TO DO: Quote the listing below in its entirety, omitting every image.

SOURCE EXCERPT:
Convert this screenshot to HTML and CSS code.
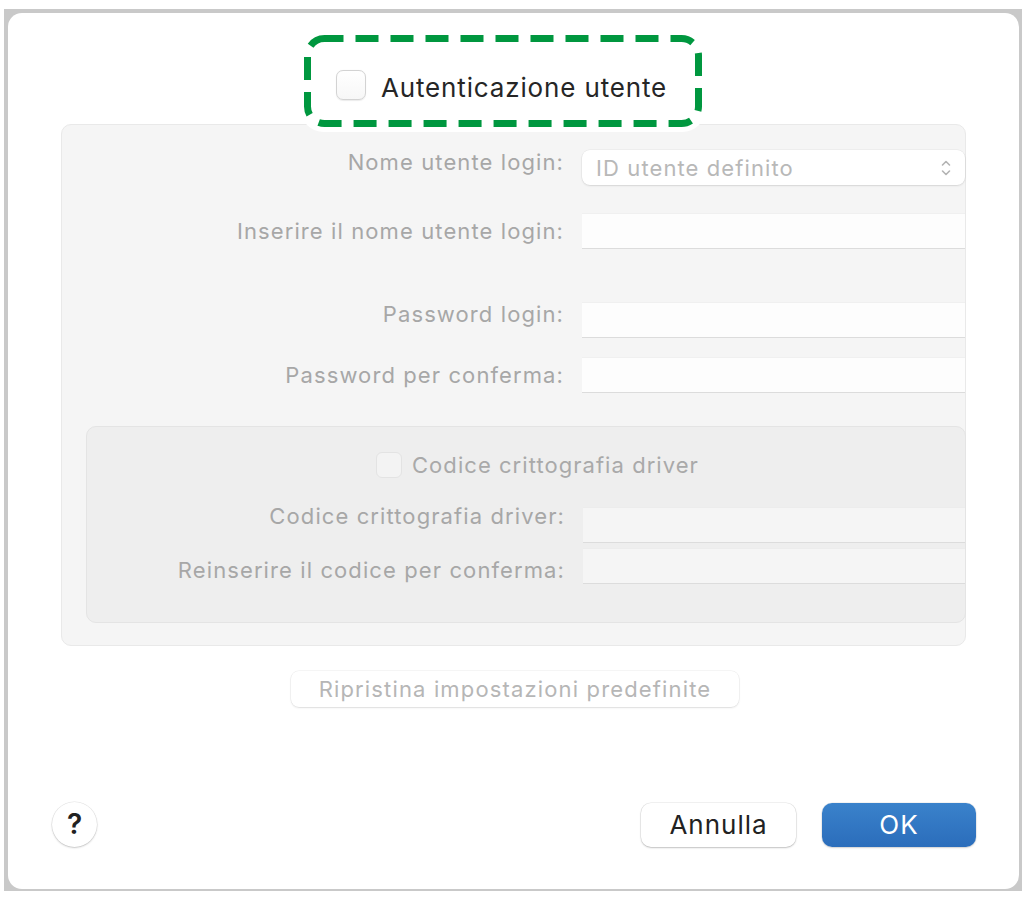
FILE: index.html
```html
<!DOCTYPE html>
<html lang="it">
<head>
<meta charset="utf-8">
<title>Autenticazione utente</title>
<link rel="stylesheet" href="styles.css">
</head>
<body>
<div class="frame">
  <div class="sheet">
    <div class="callout">
      <svg class="callout-svg" width="406" height="101" viewBox="0 0 406 101">
        <rect x="7.5" y="7.5" width="391" height="85" rx="17" ry="17" fill="none" stroke="#00973f" stroke-width="7" stroke-dasharray="23 12" stroke-dashoffset="4"/>
      </svg>
    </div>
    <div class="title-row">
      <span class="check check-lg"></span>
      <span class="title">Autenticazione utente</span>
    </div>

    <div class="panel">
      <div class="row row-1">
        <span class="lbl lbl-top">Nome utente login:</span>
        <div class="popup">
          <span class="popup-text">ID utente definito</span>
          <svg class="chev" width="10" height="18" viewBox="0 0 10 18">
            <path d="M1.5 6 L5 2.5 L8.5 6" fill="none" stroke="#b3b3b3" stroke-width="1.6" stroke-linecap="round" stroke-linejoin="round"/>
            <path d="M1.5 12 L5 15.5 L8.5 12" fill="none" stroke="#b3b3b3" stroke-width="1.6" stroke-linecap="round" stroke-linejoin="round"/>
          </svg>
        </div>
      </div>
      <div class="row row-2">
        <span class="lbl">Inserire il nome utente login:</span>
        <div class="field"></div>
      </div>
      <div class="row row-3">
        <span class="lbl lbl-top">Password login:</span>
        <div class="field"></div>
      </div>
      <div class="row row-4">
        <span class="lbl">Password per conferma:</span>
        <div class="field"></div>
      </div>

      <div class="inner">
        <div class="inner-check">
          <span class="check check-sm"></span>
          <span class="inner-title">Codice crittografia driver</span>
        </div>
        <div class="row irow-1">
          <span class="lbl lbl-up">Codice crittografia driver:</span>
          <div class="field field-in"></div>
        </div>
        <div class="row irow-2">
          <span class="lbl lbl-down">Reinserire il codice per conferma:</span>
          <div class="field field-in"></div>
        </div>
      </div>
    </div>

    <div class="reset-wrap">
      <button class="reset">Ripristina impostazioni predefinite</button>
    </div>

    <div class="footer">
      <button class="help">?</button>
      <div class="actions">
        <button class="btn">Annulla</button>
        <button class="btn btn-ok">OK</button>
      </div>
    </div>
  </div>
</div>
</body>
</html>
```

FILE: styles.css
```css
html, body {
  margin: 0;
  padding: 0;
  background: #ffffff;
}

body {
  font-family: Inter, "Noto Sans", "Liberation Sans", sans-serif;
  width: 1028px;
  height: 900px;
  overflow: hidden;
}

.frame {
  margin: 9px 0 0 4px;
  width: 1018px;
  height: 882px;
  background: #c9c9c9;
  padding: 4px 3px 2px 4px;
  box-sizing: border-box;
}

.sheet {
  position: relative;
  width: 1011px;
  height: 876px;
  background: #ffffff;
  border-radius: 14px;
  box-sizing: border-box;
  padding: 57px 53px 0 53px;
}

.callout {
  position: absolute;
  left: 292px;
  top: 18px;
  width: 406px;
  height: 101px;
  background: #ffffff;
  border-radius: 24px;
  z-index: 1;
}

.callout-svg {
  display: block;
}

.title-row {
  position: relative;
  z-index: 2;
  display: flex;
  align-items: center;
  height: 30px;
  padding-left: 275px;
  gap: 15px;
}

.check {
  display: block;
  box-sizing: border-box;
  flex: none;
}

.check-lg {
  width: 30px;
  height: 30px;
  border-radius: 7px;
  border: 1px solid #d3d3d3;
  background: linear-gradient(#ffffff, #f7f7f7);
  box-shadow: 0 0.5px 1px rgba(0, 0, 0, 0.08);
}

.title {
  font-size: 26px;
  color: #262626;
  letter-spacing: 0.85px;
  line-height: 30px;
  padding-top: 5px;
}

.panel {
  margin-top: 24px;
  width: 905px;
  height: 522px;
  box-sizing: border-box;
  background: #f5f5f5;
  border: 1px solid #e9e9e9;
  border-radius: 10px;
  padding-top: 25px;
}

.row {
  display: flex;
  align-items: center;
  gap: 19px;
}

.row-2 { margin-top: 28px; }
.row-3 { margin-top: 53px; }
.row-4 { margin-top: 19px; }

.lbl {
  flex: 1;
  text-align: right;
  font-size: 22px;
  letter-spacing: 1.1px;
  margin-right: -1px;
  color: #a7a7a7;
  white-space: nowrap;
}

.lbl-top {
  align-self: flex-start;
  line-height: 24px;
}

.lbl-up {
  align-self: flex-start;
  line-height: 18px;
}

.lbl-down {
  padding-top: 7px;
}

.popup {
  width: 383px;
  height: 35px;
  box-sizing: border-box;
  background: #ffffff;
  border-radius: 8px;
  box-shadow: 0 0 0 0.5px rgba(0, 0, 0, 0.06), 0 1px 2px rgba(0, 0, 0, 0.1);
  display: flex;
  align-items: center;
  justify-content: space-between;
  padding: 0 14px 0 14px;
}

.popup-text {
  font-size: 22px;
  letter-spacing: 1.1px;
  color: #b8b8b8;
}

.chev {
  display: block;
}

.field {
  width: 383px;
  height: 36px;
  box-sizing: border-box;
  background: #fdfdfd;
  border-bottom: 1.5px solid #dcdcdc;
  border-top: 1px solid #f0f0f0;
}

.inner {
  margin: 33px -1px 0 24px;
  height: 197px;
  box-sizing: border-box;
  background: #eeeeee;
  border: 1px solid #e4e4e4;
  border-radius: 10px;
  padding-top: 25px;
}

.inner-check {
  display: flex;
  align-items: center;
  gap: 10px;
  padding-left: 289px;
  height: 26px;
}

.check-sm {
  width: 26px;
  height: 26px;
  border-radius: 6px;
  border: 1px solid #e3e3e3;
  background: #f3f3f3;
}

.inner-title {
  font-size: 22px;
  letter-spacing: 1.05px;
  color: #a9a9a9;
}

.irow-1 { margin-top: 29px; }
.irow-2 { margin-top: 5px; }

.field-in {
  width: 382px;
  background: #f5f5f5;
  border-top: 1px solid #ececec;
}

.reset-wrap {
  display: flex;
  justify-content: center;
  margin-top: 25px;
  padding-left: 3px;
}

.reset {
  font-family: inherit;
  width: 448px;
  height: 36px;
  background: #ffffff;
  border: none;
  border-radius: 8px;
  box-shadow: 0 0 0 0.5px rgba(0, 0, 0, 0.07), 0 1px 2px rgba(0, 0, 0, 0.1);
  font-size: 22px;
  letter-spacing: 1.15px;
  color: #b6b6b6;
  padding: 0;
}

.footer {
  display: flex;
  align-items: center;
  justify-content: space-between;
  margin-top: 95px;
  margin-left: -9px;
  margin-right: -10px;
  height: 45px;
}

.help {
  font-family: inherit;
  width: 45px;
  height: 45px;
  border-radius: 50%;
  border: none;
  background: #ffffff;
  box-shadow: 0 0 0 0.5px rgba(0, 0, 0, 0.1), 0 1px 2px rgba(0, 0, 0, 0.18);
  font-size: 28px;
  font-weight: 600;
  color: #222222;
  padding: 0;
  line-height: 45px;
}

.actions {
  display: flex;
  gap: 26px;
}

.btn {
  font-family: inherit;
  width: 155px;
  height: 44px;
  border: none;
  border-radius: 10px;
  background: #ffffff;
  box-shadow: 0 0 0 0.5px rgba(0, 0, 0, 0.1), 0 1px 2px rgba(0, 0, 0, 0.2);
  font-size: 26px;
  letter-spacing: 1px;
  color: #222222;
  padding: 0;
}

.btn-ok {
  width: 154px;
  background: linear-gradient(#3a82cb, #2b6dbb);
  color: #ffffff;
  box-shadow: 0 0 0 0.5px rgba(0, 0, 0, 0.08), 0 1px 2px rgba(0, 0, 0, 0.15);
}
```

TASK RESPONSE:
Convert this screenshot to HTML and CSS code.
FILE: index.html
```html
<!DOCTYPE html>
<html lang="it">
<head>
<meta charset="utf-8">
<title>Autenticazione utente</title>
<link rel="stylesheet" href="styles.css">
</head>
<body>
<div class="frame">
  <div class="sheet">
    <div class="callout">
      <svg class="callout-svg" width="406" height="101" viewBox="0 0 406 101">
        <rect x="7.5" y="7.5" width="391" height="85" rx="17" ry="17" fill="none" stroke="#00973f" stroke-width="7" stroke-dasharray="23 12" stroke-dashoffset="4"/>
      </svg>
    </div>
    <div class="title-row">
      <span class="check check-lg"></span>
      <span class="title">Autenticazione utente</span>
    </div>

    <div class="panel">
      <div class="row row-1">
        <span class="lbl lbl-top">Nome utente login:</span>
        <div class="popup">
          <span class="popup-text">ID utente definito</span>
          <svg class="chev" width="10" height="18" viewBox="0 0 10 18">
            <path d="M1.5 6 L5 2.5 L8.5 6" fill="none" stroke="#b3b3b3" stroke-width="1.6" stroke-linecap="round" stroke-linejoin="round"/>
            <path d="M1.5 12 L5 15.5 L8.5 12" fill="none" stroke="#b3b3b3" stroke-width="1.6" stroke-linecap="round" stroke-linejoin="round"/>
          </svg>
        </div>
      </div>
      <div class="row row-2">
        <span class="lbl">Inserire il nome utente login:</span>
        <div class="field"></div>
      </div>
      <div class="row row-3">
        <span class="lbl lbl-top">Password login:</span>
        <div class="field"></div>
      </div>
      <div class="row row-4">
        <span class="lbl">Password per conferma:</span>
        <div class="field"></div>
      </div>

      <div class="inner">
        <div class="inner-check">
          <span class="check check-sm"></span>
          <span class="inner-title">Codice crittografia driver</span>
        </div>
        <div class="row irow-1">
          <span class="lbl lbl-up">Codice crittografia driver:</span>
          <div class="field field-in"></div>
        </div>
        <div class="row irow-2">
          <span class="lbl lbl-down">Reinserire il codice per conferma:</span>
          <div class="field field-in"></div>
        </div>
      </div>
    </div>

    <div class="reset-wrap">
      <button class="reset">Ripristina impostazioni predefinite</button>
    </div>

    <div class="footer">
      <button class="help">?</button>
      <div class="actions">
        <button class="btn">Annulla</button>
        <button class="btn btn-ok">OK</button>
      </div>
    </div>
  </div>
</div>
</body>
</html>
```

FILE: styles.css
```css
html, body {
  margin: 0;
  padding: 0;
  background: #ffffff;
}

body {
  font-family: Inter, "Noto Sans", "Liberation Sans", sans-serif;
  width: 1028px;
  height: 900px;
  overflow: hidden;
}

.frame {
  margin: 9px 0 0 4px;
  width: 1018px;
  height: 882px;
  background: #c9c9c9;
  padding: 4px 3px 2px 4px;
  box-sizing: border-box;
}

.sheet {
  position: relative;
  width: 1011px;
  height: 876px;
  background: #ffffff;
  border-radius: 14px;
  box-sizing: border-box;
  padding: 57px 53px 0 53px;
}

.callout {
  position: absolute;
  left: 292px;
  top: 18px;
  width: 406px;
  height: 101px;
  background: #ffffff;
  border-radius: 24px;
  z-index: 1;
}

.callout-svg {
  display: block;
}

.title-row {
  position: relative;
  z-index: 2;
  display: flex;
  align-items: center;
  height: 30px;
  padding-left: 275px;
  gap: 15px;
}

.check {
  display: block;
  box-sizing: border-box;
  flex: none;
}

.check-lg {
  width: 30px;
  height: 30px;
  border-radius: 7px;
  border: 1px solid #d3d3d3;
  background: linear-gradient(#ffffff, #f7f7f7);
  box-shadow: 0 0.5px 1px rgba(0, 0, 0, 0.08);
}

.title {
  font-size: 26px;
  color: #262626;
  letter-spacing: 0.85px;
  line-height: 30px;
  padding-top: 5px;
}

.panel {
  margin-top: 24px;
  width: 905px;
  height: 522px;
  box-sizing: border-box;
  background: #f5f5f5;
  border: 1px solid #e9e9e9;
  border-radius: 10px;
  padding-top: 25px;
}

.row {
  display: flex;
  align-items: center;
  gap: 19px;
}

.row-2 { margin-top: 28px; }
.row-3 { margin-top: 53px; }
.row-4 { margin-top: 19px; }

.lbl {
  flex: 1;
  text-align: right;
  font-size: 22px;
  letter-spacing: 1.1px;
  margin-right: -1px;
  color: #a7a7a7;
  white-space: nowrap;
}

.lbl-top {
  align-self: flex-start;
  line-height: 24px;
}

.lbl-up {
  align-self: flex-start;
  line-height: 18px;
}

.lbl-down {
  padding-top: 7px;
}

.popup {
  width: 383px;
  height: 35px;
  box-sizing: border-box;
  background: #ffffff;
  border-radius: 8px;
  box-shadow: 0 0 0 0.5px rgba(0, 0, 0, 0.06), 0 1px 2px rgba(0, 0, 0, 0.1);
  display: flex;
  align-items: center;
  justify-content: space-between;
  padding: 0 14px 0 14px;
}

.popup-text {
  font-size: 22px;
  letter-spacing: 1.1px;
  color: #b8b8b8;
}

.chev {
  display: block;
}

.field {
  width: 383px;
  height: 36px;
  box-sizing: border-box;
  background: #fdfdfd;
  border-bottom: 1.5px solid #dcdcdc;
  border-top: 1px solid #f0f0f0;
}

.inner {
  margin: 33px -1px 0 24px;
  height: 197px;
  box-sizing: border-box;
  background: #eeeeee;
  border: 1px solid #e4e4e4;
  border-radius: 10px;
  padding-top: 25px;
}

.inner-check {
  display: flex;
  align-items: center;
  gap: 10px;
  padding-left: 289px;
  height: 26px;
}

.check-sm {
  width: 26px;
  height: 26px;
  border-radius: 6px;
  border: 1px solid #e3e3e3;
  background: #f3f3f3;
}

.inner-title {
  font-size: 22px;
  letter-spacing: 1.05px;
  color: #a9a9a9;
}

.irow-1 { margin-top: 29px; }
.irow-2 { margin-top: 5px; }

.field-in {
  width: 382px;
  background: #f5f5f5;
  border-top: 1px solid #ececec;
}

.reset-wrap {
  display: flex;
  justify-content: center;
  margin-top: 25px;
  padding-left: 3px;
}

.reset {
  font-family: inherit;
  width: 448px;
  height: 36px;
  background: #ffffff;
  border: none;
  border-radius: 8px;
  box-shadow: 0 0 0 0.5px rgba(0, 0, 0, 0.07), 0 1px 2px rgba(0, 0, 0, 0.1);
  font-size: 22px;
  letter-spacing: 1.15px;
  color: #b6b6b6;
  padding: 0;
}

.footer {
  display: flex;
  align-items: center;
  justify-content: space-between;
  margin-top: 95px;
  margin-left: -9px;
  margin-right: -10px;
  height: 45px;
}

.help {
  font-family: inherit;
  width: 45px;
  height: 45px;
  border-radius: 50%;
  border: none;
  background: #ffffff;
  box-shadow: 0 0 0 0.5px rgba(0, 0, 0, 0.1), 0 1px 2px rgba(0, 0, 0, 0.18);
  font-size: 28px;
  font-weight: 600;
  color: #222222;
  padding: 0;
  line-height: 45px;
}

.actions {
  display: flex;
  gap: 26px;
}

.btn {
  font-family: inherit;
  width: 155px;
  height: 44px;
  border: none;
  border-radius: 10px;
  background: #ffffff;
  box-shadow: 0 0 0 0.5px rgba(0, 0, 0, 0.1), 0 1px 2px rgba(0, 0, 0, 0.2);
  font-size: 26px;
  letter-spacing: 1px;
  color: #222222;
  padding: 0;
}

.btn-ok {
  width: 154px;
  background: linear-gradient(#3a82cb, #2b6dbb);
  color: #ffffff;
  box-shadow: 0 0 0 0.5px rgba(0, 0, 0, 0.08), 0 1px 2px rgba(0, 0, 0, 0.15);
}
```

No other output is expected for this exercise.